Because not sure you can control the number of produced messages in one producer batch, the API will queue them and batch them for you, but without guarantee of batch them all together ( I'll check that though).
If you're ok with letting the API batch a certain amount of messages for you, here is some clues about how they are acknowledged.
When dealing with producer, Kafka comes with some kind of reliability regarding writes ( also "batch writes")
As stated in this slideshare post :
https://www.slideshare.net/miguno/apache-kafka-08-basic-training-verisign (83)
The original list of messages is partitioned (randomly if the default partitioner is used) based on their destination partitions/topics, i.e. split into smaller batches.

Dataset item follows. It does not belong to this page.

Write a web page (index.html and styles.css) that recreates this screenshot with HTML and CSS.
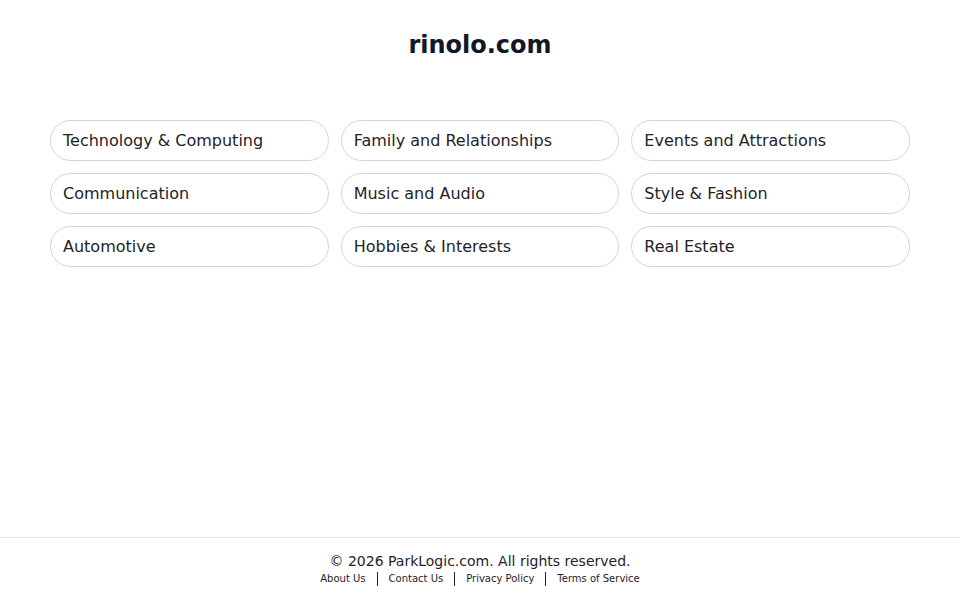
FILE: index.html
```html
<!DOCTYPE html>
<html>
<head>
  <meta charset="UTF-8">
  <title>rinolo.com</title>
  <link rel="stylesheet" href="styles.css">
</head>
<body>
  <!-- header -->
  <div class="header">
    <h1 class="domain">rinolo.com</h1>
  </div>

  <!-- related links -->
  <div class="main">
    <div class="link-grid">
      <a class="link-item" href="#">Technology &amp; Computing</a>
      <a class="link-item" href="#">Family and Relationships</a>
      <a class="link-item" href="#">Events and Attractions</a>
      <a class="link-item" href="#">Communication</a>
      <a class="link-item" href="#">Music and Audio</a>
      <a class="link-item" href="#">Style &amp; Fashion</a>
      <a class="link-item" href="#">Automotive</a>
      <a class="link-item" href="#">Hobbies &amp; Interests</a>
      <a class="link-item" href="#">Real Estate</a>
    </div>
  </div>

  <!-- footer -->
  <div class="footer">
    <div class="copyright">© 2026 ParkLogic.com. All rights reserved.</div>
    <div class="footer-links">
      <a href="#">About Us</a>
      <span class="sep"></span>
      <a href="#">Contact Us</a>
      <span class="sep"></span>
      <a href="#">Privacy Policy</a>
      <span class="sep"></span>
      <a href="#">Terms of Service</a>
    </div>
  </div>
</body>
</html>
```

FILE: styles.css
```css
body {
  margin: 0;
  padding: 0;
  font-family: "DejaVu Sans", Verdana, sans-serif;
  color: #111827;
  background-color: #fff;
  display: flex;
  flex-direction: column;
  min-height: 100vh;
}

/* header */
.header {
  padding-top: 31px;
  text-align: center;
}

.domain {
  margin: 0;
  font-size: 24px;
  line-height: 28px;
  font-weight: bold;
}

/* links */
.main {
  flex: 1;
  padding: 61px 50px 0;
}

.link-grid {
  display: grid;
  grid-template-columns: repeat(3, 1fr);
  gap: 12px;
}

.link-item {
  display: block;
  height: 39px;
  line-height: 39px;
  padding: 0 12px;
  border: 1px solid #d1d5db;
  border-radius: 21px;
  color: #1f2328;
  font-size: 16px;
  text-decoration: none;
  white-space: nowrap;
}

/* footer */
.footer {
  border-top: 1px solid #e5e7eb;
  padding: 15px 0 14px;
  text-align: center;
}

.copyright {
  font-size: 14px;
  line-height: 17px;
  color: #1f2328;
}

.footer-links {
  display: flex;
  justify-content: center;
  align-items: center;
  margin-top: 1px;
  font-size: 10px;
  line-height: 15px;
}

.footer-links a {
  color: #1f2328;
  text-decoration: none;
}

.sep {
  width: 1px;
  height: 14px;
  margin: 0 11px;
  background-color: #1f2328;
}
```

Each post-split batch is sent to the respective leader broker/ISR (the individual send()’s happen sequentially), and each is acked by its respective leader broker according to request.required.acks
So regarding atomicity.. Not sure the whole batch will be seen as atomic regarding the above behavior. Maybe you can assure to send your batch of message using the same key for each message as they will go to the same partition, and thus maybe become atomic
If you need more clarity about acknowlegment rules when producing, here how it works As stated here https://docs.confluent.io/current/clients/producer.html :
You can control the durability of messages written to Kafka through the acks setting.
The default value of "1" requires an explicit acknowledgement from the partition leader that the write succeeded.
The strongest guarantee that Kafka provides is with "acks=all", which guarantees that not only did the partition leader accept the write, but it was successfully replicated to all of the in-sync replicas.
You can also look around producer enable.idempotence behavior if you aim having no duplicates while producing.